## Requirements
Pull every line with the word "this" out of the entries below.

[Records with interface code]

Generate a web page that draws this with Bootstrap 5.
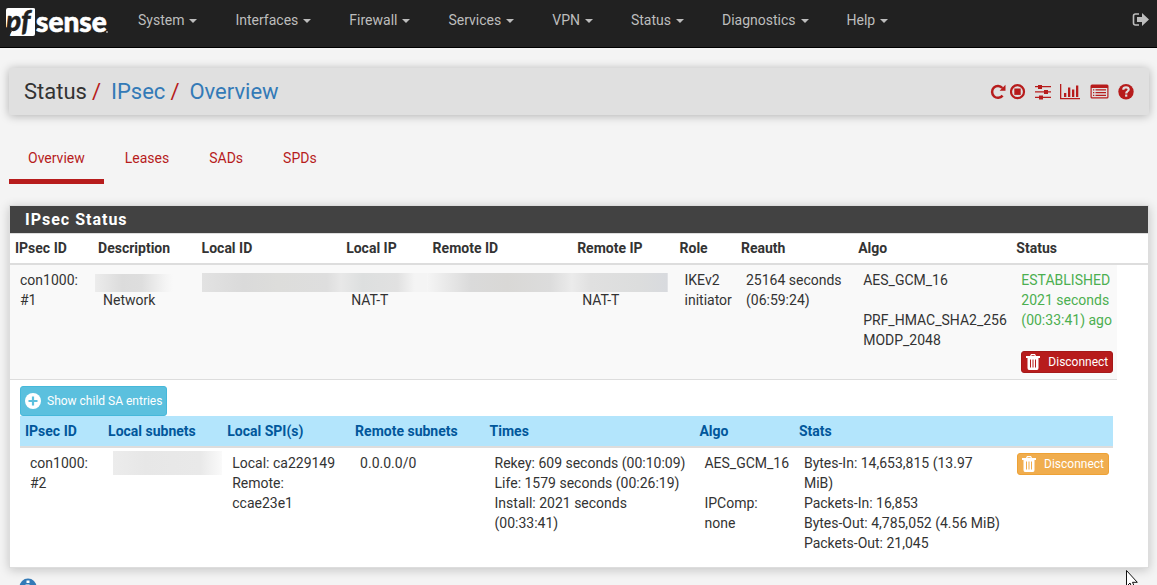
<!DOCTYPE html>
<html lang="en">
<head>
<meta charset="utf-8">
<meta name="viewport" content="width=device-width, initial-scale=1">
<title>Status: IPsec: Overview</title>
<link rel="stylesheet" href="https://cdn.jsdelivr.net/npm/bootstrap@5.3.0/dist/css/bootstrap.min.css">
<style>
  body { background: #f4f4f4; color: #333; font: 14px/20px Roboto, sans-serif; }
  .topbar { background: #212121; border-bottom: 1px solid #000; height: 48px; padding: 0 8px 0 4px; }
  .topbar .nav-link { color: #bdbdbd; font-size: 14px; line-height: 20px; padding: 10px 19px; }
  .topbar .dropdown-toggle::after { border-width: 4px 4px 0; margin-left: 5px; vertical-align: 2px; }
  .main-area { padding: 20px 8px 0 9px; }
  .page-head { background: #e0e0e0; min-height: 47px; padding: 0 15px; border-radius: 2px; box-shadow: 0 1px 10px rgba(0,0,0,.28); }
  .crumbs { font-size: 22px; line-height: 24px; }
  .crumbs a { color: #337ab7; text-decoration: none; }
  .crumbs .breadcrumb-item + .breadcrumb-item { padding-left: 0; }
  .crumbs .breadcrumb-item + .breadcrumb-item::before { content: "/"; color: #b71c1c; padding: 0 10px 0 5px; }
  .head-tools a { color: #b71c1c; }
  .subtabs { margin: 22px 0 21px; gap: 2px; }
  .subtabs .nav-link { color: #b71c1c; padding: 12px 19px; border-bottom: 5px solid transparent; line-height: 18px; }
  .subtabs .nav-link.active { border-color: #b71c1c; }
  .status-panel { background: #fff; border: 1px solid #ddd; box-shadow: 0 2px 10px rgba(0,0,0,.2); padding-bottom: 9px; }
  .panel-title { background: #424242; color: #fff; font-size: 15px; line-height: 27px; font-weight: 700; letter-spacing: 1px; padding-left: 15px; margin: 0; }
  .outer-title { font-size: 16px; }
  .grid-table { width: 100%; table-layout: fixed; border-collapse: separate; border-spacing: 0; }
  .grid-table th { padding: 5px; font-weight: 700; border-bottom: 2px solid #ddd; white-space: nowrap; }
  .outer > thead > tr > th { border-top: 1px solid #ddd; padding: 4px 5px 5px; }
  .grid-table td { padding: 5px 10px; vertical-align: top; }
  .grid-table td.tight { padding-right: 0; }
  .grid-table .ike-row td { background: #f9f9f9; padding-bottom: 6px; }
  .ike-row .btn { margin-top: 21px; }
  .grid-table .child-cell { border-top: 1px solid #ddd; padding: 6px 4px 0 10px; }
  .child-table th { background: #b3e5fc; color: #01579b; }
  .text-up { color: #4caf50; }
  .btn-mini { --bs-btn-font-size: 12px; --bs-btn-padding-x: 4px; --bs-btn-padding-y: 1px; --bs-btn-border-radius: 3px; --bs-btn-color: #fff; line-height: 18px; display: inline-flex; align-items: center; white-space: nowrap; }
  .btn-drop { --bs-btn-bg: #b71c1c; --bs-btn-border-color: #a51919; }
  .btn-soft { --bs-btn-bg: #f0ad4e; --bs-btn-border-color: #eea236; }
  .btn-child { --bs-btn-bg: #5bc0de; --bs-btn-border-color: #46b8da; --bs-btn-padding-y: 5px; }
  .redacted { display: block; height: 22px; margin: 0 -10px -2px -5px; background-repeat: no-repeat; background-position: bottom; background-size: 100% 19px; }
  .rd-desc { margin-left: -8px; width: 78px; background-size: 100% 18px; background-image: linear-gradient(90deg, #ececec, #dcdcdc 35%, #dedede 60%, #f4f4f4 90%, #f9f9f9); }
  .rd-a { background-image: linear-gradient(90deg, #e2e2e2, #dadada 30%, #dddddb 55%, #dedede 90%, #e8e8e8); }
  .rd-b { margin-left: -10px; background-image: linear-gradient(90deg, #e8e8e8, #dddfdf 25%, #e1e1e1 65%, #f4f4f4 85%, #f4f4f4); }
  .rd-c { margin-left: -10px; background-image: linear-gradient(90deg, #f4f4f4, #dadada 30%, #d9d8d6 55%, #dcdcdc 85%, #ebebeb); }
  .rd-d { margin-left: -10px; margin-right: -3px; background-image: linear-gradient(90deg, #ebebeb, #e0e0e0 20%, #dcdddd 70%, #d8dade); }
  .rd-net { height: 24px; margin: -2px -10px 0 0; background-size: 100% 24px; background-image: linear-gradient(90deg, #ececec, #e7e7e7 30%, #e9e9e9 80%, #fafafa); }
  .foot-row { padding: 10px 10px 0; height: 27px; }
  .pointer { position: fixed; right: 18px; bottom: -6px; }
</style>
</head>
<body class="overflow-hidden">
<nav class="topbar d-flex align-items-start" aria-label="Main">
  <a class="d-block" href="#" aria-label="pfSense">
    <svg class="d-block" width="115" height="44" viewBox="0 0 115 44">
      <path fill="#fff" d="M4 8H29Q31 8 31 9V34Q31 36 29 36H5L8 31 2 27V10Q2 8 4 8Z"/>
      <text x="2" y="31" font-family="Lato, sans-serif" font-weight="900" font-style="italic" font-size="28" fill="#212121" stroke="#212121" stroke-width=".4">pf</text>
      <text x="32" y="32" font-family="Lato, sans-serif" font-weight="900" font-size="28" fill="#fff" stroke="#fff" stroke-width=".6">sense</text>
      <circle cx="103" cy="32" r="1" fill="#aaa"/>
    </svg>
  </a>
  <ul class="nav flex-nowrap flex-grow-1">
    <li class="nav-item"><a class="nav-link dropdown-toggle" href="#">System</a></li>
    <li class="nav-item"><a class="nav-link dropdown-toggle" href="#">Interfaces</a></li>
    <li class="nav-item"><a class="nav-link dropdown-toggle" href="#">Firewall</a></li>
    <li class="nav-item"><a class="nav-link dropdown-toggle" href="#">Services</a></li>
    <li class="nav-item"><a class="nav-link dropdown-toggle" href="#">VPN</a></li>
    <li class="nav-item"><a class="nav-link dropdown-toggle" href="#">Status</a></li>
    <li class="nav-item"><a class="nav-link dropdown-toggle" href="#">Diagnostics</a></li>
    <li class="nav-item"><a class="nav-link dropdown-toggle" href="#">Help</a></li>
  </ul>
  <a class="d-block pt-2" href="#" aria-label="Logout">
    <svg class="d-block mt-1" width="17" height="16" viewBox="0 0 17 16"><path d="M7 2H3.500Q1.500 2 1.500 4V11Q1.500 13 3.500 13H7" fill="none" stroke="#bdbdbd" stroke-width="1.600"/><path d="M5 5H10V1L17 7.500 10 14V10H5Z" fill="#bdbdbd"/></svg>
  </a>
</nav>

<main class="main-area">
  <header class="page-head d-flex align-items-center justify-content-between">
    <ol class="breadcrumb crumbs mb-0">
      <li class="breadcrumb-item">Status</li>
      <li class="breadcrumb-item"><a href="#">IPsec</a></li>
      <li class="breadcrumb-item"><a href="#">Overview</a></li>
    </ol>
    <div class="head-tools d-flex align-items-center">
      <a class="d-flex me-1" href="#" aria-label="Restart service"><svg width="16" height="16" viewBox="0 0 16 16"><path d="M12.600 11.600A5.900 5.900 0 1 1 12.400 4" fill="none" stroke="currentColor" stroke-width="2.500"/><path d="M15.500 .8V6.700H9.600Z" fill="currentColor"/></svg></a>
      <a class="d-flex me-2" href="#" aria-label="Stop service"><svg width="16" height="16" viewBox="0 0 16 16"><circle cx="7.500" cy="7.700" r="6.500" fill="none" stroke="currentColor" stroke-width="2.200"/><path d="M4.300 4.500H10.700V10.900H4.300Z" fill="currentColor"/></svg></a>
      <a class="d-flex me-2" href="#" aria-label="Settings"><svg width="18" height="16" viewBox="0 0 18 16"><path fill="currentColor" d="M1 2H4V1H8V2H17V3.300H8V5H4V3.300H1ZM1 7.300H10V6H14V7.300H17V8.600H14V10H10V8.600H1ZM1 12.700H5V11.500H9V12.700H17V14H9V15.500H5V14H1Z"/></svg></a>
      <a class="d-flex me-2" href="#" aria-label="Status monitoring"><svg width="22" height="16" viewBox="0 0 22 16"><path fill="currentColor" d="M0 0H1.300V14H20V15.300H0ZM4 9H6.300V13H4ZM8 3.500H10.300V13H8ZM12 5.500H14.300V13H12ZM16 1.500H18.300V13H16Z"/></svg></a>
      <a class="d-flex me-2" href="#" aria-label="Log entries"><svg width="20" height="16" viewBox="0 0 20 16"><path fill="currentColor" fill-rule="evenodd" d="M2 .5H17Q18.500 .5 18.500 2V13Q18.500 14.500 17 14.500H2Q.5 14.500 .5 13V2Q.5 .5 2 .5ZM1.700 4V13.300H17.300V4ZM3 5.300H4.300V6.500H3ZM5.500 5.300H16V6.500H5.500ZM3 8H4.300V9.200H3ZM5.500 8H16V9.200H5.500ZM3 10.700H4.300V11.900H3ZM5.500 10.700H16V11.900H5.500Z"/></svg></a>
      <a class="d-flex" href="#" aria-label="Help"><svg width="16" height="16" viewBox="0 0 16 16"><circle cx="8" cy="7.700" r="7.700" fill="currentColor"/><path d="M5.300 5.700Q5.300 3.300 8 3.300T10.700 5.600Q10.700 6.700 9.400 7.400 8.200 8 8.200 9.400" fill="none" stroke="#e0e0e0" stroke-width="2.200"/><path d="M7.100 10.500H9.300V12.700H7.100Z" fill="#e0e0e0"/></svg></a>
    </div>
  </header>

  <ul class="nav subtabs">
    <li><a class="nav-link active" href="#">Overview</a></li>
    <li><a class="nav-link" href="#">Leases</a></li>
    <li><a class="nav-link" href="#">SADs</a></li>
    <li><a class="nav-link" href="#">SPDs</a></li>
  </ul>

  <section class="status-panel">
    <h2 class="panel-title outer-title">IPsec Status</h2>
    <table class="grid-table outer">
      <colgroup>
        <col style="width:7.3%"><col style="width:9.1%"><col style="width:12.7%"><col style="width:7.6%"><col style="width:12.7%"><col style="width:9%"><col style="width:5.4%"><col style="width:10.3%"><col style="width:13.9%"><col style="width:9.3%"><col style="width:2.7%">
      </colgroup>
      <thead>
        <tr><th>IPsec ID</th><th>Description</th><th>Local ID</th><th>Local IP</th><th>Remote ID</th><th>Remote IP</th><th>Role</th><th>Reauth</th><th>Algo</th><th>Status</th><th></th></tr>
      </thead>
      <tbody>
        <tr class="ike-row">
          <td>con1000:<br>#1</td>
          <td><span class="redacted rd-desc"></span>Network</td>
          <td><span class="redacted rd-a"></span></td>
          <td><span class="redacted rd-b"></span>NAT-T</td>
          <td><span class="redacted rd-c"></span></td>
          <td><span class="redacted rd-d"></span>NAT-T</td>
          <td class="tight">IKEv2<br>initiator</td>
          <td>25164 seconds (06:59:24)</td>
          <td class="tight">AES_GCM_16<br><br>PRF_HMAC_SHA2_256<br>MODP_2048</td>
          <td class="tight"><div class="text-up">ESTABLISHED<br>2021 seconds<br>(00:33:41) ago</div>
            <button type="button" class="btn btn-mini btn-drop"><svg class="me-2" width="14" height="16" viewBox="0 0 14 16"><path fill="#fff" fill-rule="evenodd" d="M4 2 5 0H9L10 2H14V4H12.500V14Q12.500 16 11 16H3Q1.500 16 1.500 14V4H0V2ZM5.300 2H8.700L8.300 1.200H5.700ZM4 5.500V13.500H5V5.500ZM6.500 5.500V13.500H7.500V5.500ZM9 5.500V13.500H10V5.500Z"/></svg>Disconnect</button></td>
        </tr>
        <tr>
          <td colspan="10" class="child-cell">
            <button type="button" class="btn btn-mini btn-child d-flex"><svg class="me-1" width="18" height="18" viewBox="0 0 18 18"><circle cx="8" cy="9" r="8" fill="#fff"/><path d="M8 4.500V13.500M3.500 9H12.500" stroke="#5bc0de" stroke-width="2.200"/></svg>Show child SA entries</button>
            <table class="grid-table child-table">
              <colgroup>
                <col style="width:7.6%"><col style="width:10.9%"><col style="width:11.7%"><col style="width:12.3%"><col style="width:19.2%"><col style="width:9.1%"><col style="width:19.5%"><col style="width:9.7%">
              </colgroup>
              <thead>
                <tr><th>IPsec ID</th><th>Local subnets</th><th>Local SPI(s)</th><th>Remote subnets</th><th>Times</th><th>Algo</th><th>Stats</th><th></th></tr>
              </thead>
              <tbody>
                <tr>
                  <td>con1000:<br>#2</td>
                  <td><span class="redacted rd-net"></span></td>
                  <td>Local: ca229149<br>Remote:<br>ccae23e1</td>
                  <td>0.0.0.0/0</td>
                  <td class="tight">Rekey: 609 seconds (00:10:09)<br>Life: 1579 seconds (00:26:19)<br>Install: 2021 seconds<br>(00:33:41)</td>
                  <td class="tight">AES_GCM_16<br><br>IPComp:<br>none</td>
                  <td class="tight">Bytes-In: 14,653,815 (13.97<br>MiB)<br>Packets-In: 16,853<br>Bytes-Out: 4,785,052 (4.56 MiB)<br>Packets-Out: 21,045</td>
                  <td class="tight"><button type="button" class="btn btn-mini btn-soft"><svg class="me-2" width="14" height="16" viewBox="0 0 14 16"><path fill="#fff" fill-rule="evenodd" d="M4 2 5 0H9L10 2H14V4H12.500V14Q12.500 16 11 16H3Q1.500 16 1.500 14V4H0V2ZM5.300 2H8.700L8.300 1.200H5.700ZM4 5.500V13.500H5V5.500ZM6.500 5.500V13.500H7.500V5.500ZM9 5.500V13.500H10V5.500Z"/></svg>Disconnect</button></td>
                </tr>
              </tbody>
            </table>
          </td>
        </tr>
      </tbody>
    </table>
  </section>

  <div class="foot-row">
    <svg class="d-block" width="18" height="18" viewBox="0 0 18 18"><circle cx="9" cy="9" r="8.500" fill="#337ab7"/><path fill="#fff" d="M7.500 2.500H10.500V5H7.500ZM6.500 6.500H10.500V12H12V14H6.500V12H7.500V8.500H6.500Z"/></svg>
  </div>
</main>
<svg class="pointer" width="13" height="21" viewBox="0 0 13 21"><path d="M.5 .5V16.500L4 13 6.500 19 9 18 6.500 12.300H11.300Z" fill="#fff" stroke="#111"/></svg>
<script src="https://cdn.jsdelivr.net/npm/bootstrap@5.3.0/dist/js/bootstrap.bundle.min.js"></script>
</body>
</html>
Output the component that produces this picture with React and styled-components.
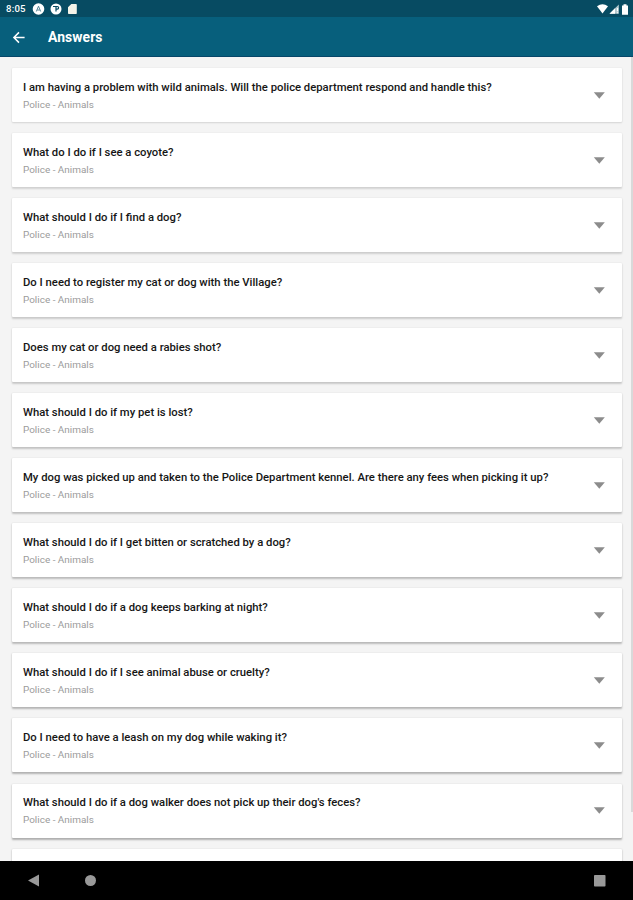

## Right answer
Generate a web page that draws this with Bootstrap 5.
Output the component that produces this picture with React and styled-components.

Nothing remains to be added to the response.